Human beings are such complex and contradictory creatures. We can profess to want one thing and yet yearn for another.

We claim to be excited by the new but cling to the familiar. We seek the unexpected but baulk at its unpredictability.

And I’m not just talking about the latest smartphone or the changing face of our suburbs. The same seems to hold true in our relationships with each other.

What happens when the joking, life-of-the-party decides he has had enough of being entertaining and becomes introspective and serious?

What happens when the joiner of committees, participant in working bees and attendee of groups and classes decides to withdraw from all commitments and focus on herself?

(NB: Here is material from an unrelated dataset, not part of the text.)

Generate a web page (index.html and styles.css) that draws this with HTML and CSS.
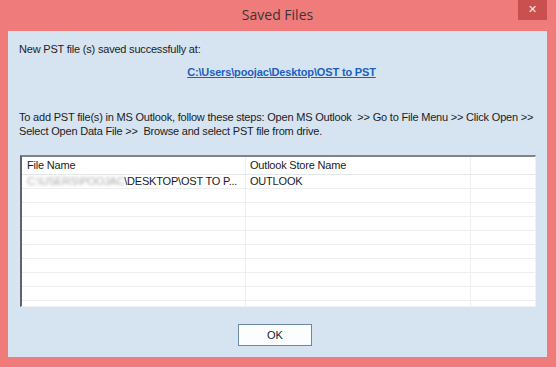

What happens when the one who has always been available to provide a listening ear or a shoulder to cry on decides to distance himself to focus on his own life troubles?

What happens?

The world doesn’t cope.

The friends of the Joker, used to sitting back and being entertained, find it too hard to have a serious conversation and stop inviting him to social events.

The members of committees and working bees, the leaders of groups and teachers of classes, instead of inspiring new people to participate, bemoan the fact that things no longer get done and people no longer come now the Joiner is not involved.

The friends of the Carer resent his unavailability to them and withdraw their friendship just when he needs it most.

What does the one who has changed do now?

A. He reverts back to his previous persona, all the while resenting the role he must play to comply with expectations.

or

B. She persists in her new persona and suffers the barbs and the loneliness this attracts.

Both difficult choices.

or….

When others come looking for the person he or she used to be, there’s always the good old Jedi mind trick.

“I am not the person you are looking for.”